The story of Azar Nafisi in Reading Lolita in Tehran kept coming back to me. Refusing to submit to the university’s rules about wearing a veil, and fed up by the fact that the school banned many of the books that she loved and had spent her life studying, she went underground. Inviting her brightest female students to her house, she started a secret book club where controversial books were discussed. The book club quickly became a community where young women could speak their truth without fearing for their safety.

If Nafisi could take such a bold step away from the traditional education system, in a place where she risked her life to do so, why couldn’t I take a similar (though much less risky) step toward the kind of teaching I believed in?

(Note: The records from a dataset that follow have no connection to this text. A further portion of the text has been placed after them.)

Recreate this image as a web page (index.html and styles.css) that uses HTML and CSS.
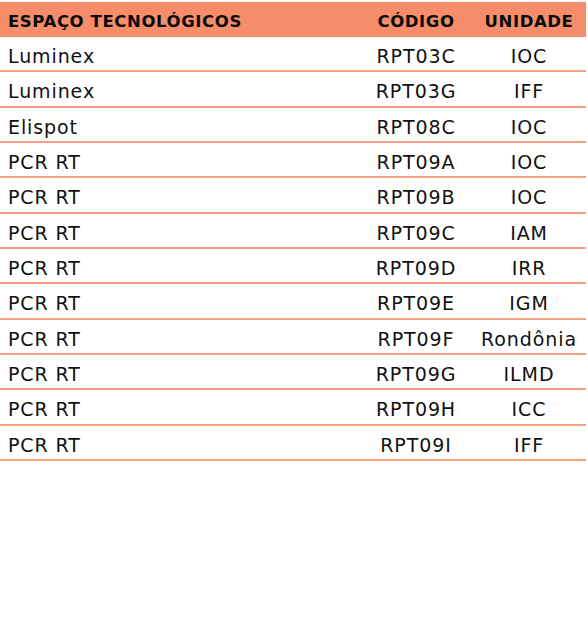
FILE: index.html
```html
<!DOCTYPE html>
<html lang="pt">
<head>
<meta charset="utf-8">
<title>Espaços Tecnológicos</title>
<link rel="stylesheet" href="styles.css">
</head>
<body>
<div class="table">
  <div class="row head">
    <div class="c1">ESPAÇO TECNOLÓGICOS</div>
    <div class="c2">CÓDIGO</div>
    <div class="c3">UNIDADE</div>
  </div>
  <div class="row"><div class="c1">Luminex</div><div class="c2">RPT03C</div><div class="c3">IOC</div></div>
  <div class="row"><div class="c1">Luminex</div><div class="c2">RPT03G</div><div class="c3">IFF</div></div>
  <div class="row"><div class="c1">Elispot</div><div class="c2">RPT08C</div><div class="c3">IOC</div></div>
  <div class="row"><div class="c1">PCR RT</div><div class="c2">RPT09A</div><div class="c3">IOC</div></div>
  <div class="row"><div class="c1">PCR RT</div><div class="c2">RPT09B</div><div class="c3">IOC</div></div>
  <div class="row"><div class="c1">PCR RT</div><div class="c2">RPT09C</div><div class="c3">IAM</div></div>
  <div class="row"><div class="c1">PCR RT</div><div class="c2">RPT09D</div><div class="c3">IRR</div></div>
  <div class="row"><div class="c1">PCR RT</div><div class="c2">RPT09E</div><div class="c3">IGM</div></div>
  <div class="row"><div class="c1">PCR RT</div><div class="c2">RPT09F</div><div class="c3">Rondônia</div></div>
  <div class="row"><div class="c1">PCR RT</div><div class="c2">RPT09G</div><div class="c3">ILMD</div></div>
  <div class="row"><div class="c1">PCR RT</div><div class="c2">RPT09H</div><div class="c3">ICC</div></div>
  <div class="row"><div class="c1">PCR RT</div><div class="c2">RPT09I</div><div class="c3">IFF</div></div>
</div>
</body>
</html>
```
FILE: styles.css
```css
html, body {
  margin: 0;
  padding: 0;
  background: #ffffff;
}
body {
  padding-top: 2px;
  font-family: "DejaVu Sans", sans-serif;
  color: #111111;
}
.table {
  width: 586px;
}
.row {
  display: grid;
  grid-template-columns: 360px 112px 1fr;
  align-items: center;
  height: 35.33px;
  box-sizing: border-box;
  padding-top: 5px;
  border-bottom: 2px solid #f5a083;
  font-size: 19px;
  letter-spacing: 0.9px;
}
.row.head {
  height: 35px;
  padding-top: 3px;
  background: #f58d6b;
  border-bottom: none;
  font-weight: bold;
  font-size: 16.5px;
  letter-spacing: 0.6px;
  color: #0a0a0a;
}
.c1 {
  padding-left: 8px;
  white-space: nowrap;
}
.c2, .c3 {
  text-align: center;
  white-space: nowrap;
}
```
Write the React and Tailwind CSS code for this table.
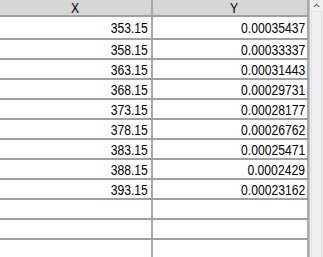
import React from 'react';

const rows = [
  ['353.15', '0.00035437'],
  ['358.15', '0.00033337'],
  ['363.15', '0.00031443'],
  ['368.15', '0.00029731'],
  ['373.15', '0.00028177'],
  ['378.15', '0.00026762'],
  ['383.15', '0.00025471'],
  ['388.15', '0.0002429'],
  ['393.15', '0.00023162'],
  ['', ''],
  ['', ''],
  ['', ''],
];

const UpArrow = () => (
  <svg width="7" height="5" viewBox="0 0 7 5" className="block">
    <path d="M0 4 L3.5 0.5 L7 4 L5.5 4 L3.5 2 L1.5 4 Z" fill="#606060" />
  </svg>
);

// narrow grid font: Arial widths squeezed to match the condensed look
const Cell = ({ children }) => (
  <span className="inline-block scale-x-[0.81] origin-right whitespace-nowrap">{children}</span>
);

export default function App() {
  return (
    <div className="w-[323px] h-[257px] overflow-hidden bg-white flex font-['Liberation_Sans',Arial,sans-serif] text-[15px] text-black">
      {/* grid */}
      <div className="w-[309px] flex flex-col">
        <div className="h-[17px] shrink-0 flex bg-[#d6d6d6] border-b-2 border-[#a0a0a0]">
          <div className="w-[153px] border-r-2 border-[#a8a8a8] flex items-center justify-center leading-none">
            <span className="inline-block scale-x-[0.81]">X</span>
          </div>
          <div className="w-[156px] border-r-2 border-[#a8a8a8] flex items-center justify-center pl-[8px] leading-none">
            <span className="inline-block scale-x-[0.81]">Y</span>
          </div>
        </div>
        {rows.map((r, i) => (
          <div key={i} className={`${i === 0 ? 'h-[23px]' : 'h-[20px]'} shrink-0 flex border-b-2 border-[#a0a0a0]`}>
            <div className="w-[153px] border-r-2 border-[#a8a8a8] flex items-center justify-end pr-[3px] leading-none">
              <Cell>{r[0]}</Cell>
            </div>
            <div className="w-[156px] border-r-2 border-[#a8a8a8] flex items-center justify-end pr-[2px] leading-none">
              <Cell>{r[1]}</Cell>
            </div>
          </div>
        ))}
      </div>
      {/* scrollbar */}
      <div className="w-[14px] flex flex-col bg-[#f0f0f0] border-l border-[#b8c4d2]">
        <div className="h-[11px] shrink-0 flex items-center justify-center">
          <UpArrow />
        </div>
        <div className="flex-1 border border-[#dde2e8] border-b-0 mx-[1px]" />
      </div>
    </div>
  );
}
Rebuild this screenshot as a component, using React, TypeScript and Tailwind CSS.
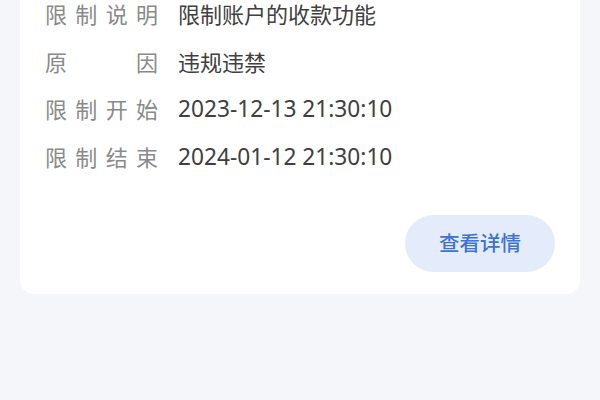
import React from 'react';

const rows: { label: string[]; value: string; cls: string }[] = [
    { label: ['限', '制', '说', '明'], value: '限制账户的收款功能', cls: 'text-[22px]' },
    { label: ['原', '因'], value: '违规违禁', cls: 'text-[22px]' },
    { label: ['限', '制', '开', '始'], value: '2023-12-13 21:30:10', cls: 'text-[22.7px]' },
    { label: ['限', '制', '结', '束'], value: '2024-01-12 21:30:10', cls: 'text-[22.7px]' },
];

const font = { fontFamily: '"Noto Sans", "Noto Sans CJK SC", sans-serif' };

const App: React.FC = () => {
    return (
        <div className="w-[600px] h-[400px] bg-[#f5f6fa] overflow-hidden" style={font}>
            <div className="mx-[20px] bg-white rounded-b-[14px] pl-[25px] pr-[25px] pb-[22px]">
                <div className="flex flex-col -mt-[10px]">
                    {rows.map((row, i) => (
                        <div key={i} className="flex items-center h-[47.7px] text-[22px] leading-[24px]">
                            <div className="w-[113px] flex justify-between text-[#8a8a8a]">
                                {row.label.map((c, j) => (
                                    <span key={j}>{c}</span>
                                ))}
                            </div>
                            <div className={`ml-[20px] text-[#404040] ${row.cls}`}>{row.value}</div>
                        </div>
                    ))}
                </div>
                <div className="flex justify-end mt-[34px]">
                    <button className="w-[150px] h-[57px] rounded-full bg-[#e4ecfc] text-[#3f73d0] text-[20.5px] font-medium">
                        查看详情
                    </button>
                </div>
            </div>
        </div>
    );
};

export default App;
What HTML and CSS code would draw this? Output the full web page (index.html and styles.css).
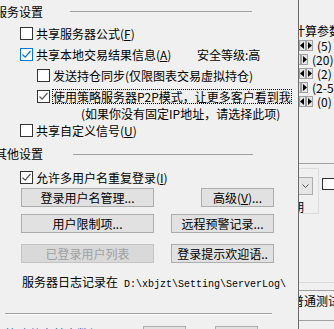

As summer drew to a close, and I looked forward to two months away from the university before my classes started again in late Fall, I knew the time was right to leap. I rented a room at a local church, made a poster to hang in neighbourhood libraries, and sent out an email inviting people to sign up for “Creative Writing for Self Discovery”, an eight week class. Before long, eight people had signed up — the perfect number for an intimate circle.

During our first gathering, I gave a brief explanation of the circle and the elements that were involved — the candle, talking piece, and bell. Looking around the room, I saw a few surprised faces, but mostly I saw excitement and a sense that they had come to a comfortable place.

Before that first class had ended, each of us in the circle had shared at least one personal story from a place of vulnerability and trust. The circle held us, and we held each other. By the second class, we were a community.

The honesty and depth of the stories increased with each sharing. We heard of the loss of the dream of motherhood. We heard of relationships breaking apart. We heard of confusion and pain. We heard the stories we rarely dare to share with those we rub shoulders with day after day.

I went home at the end of each class feeling humbled and honoured to be able to sit at the rim of such an incredible circle.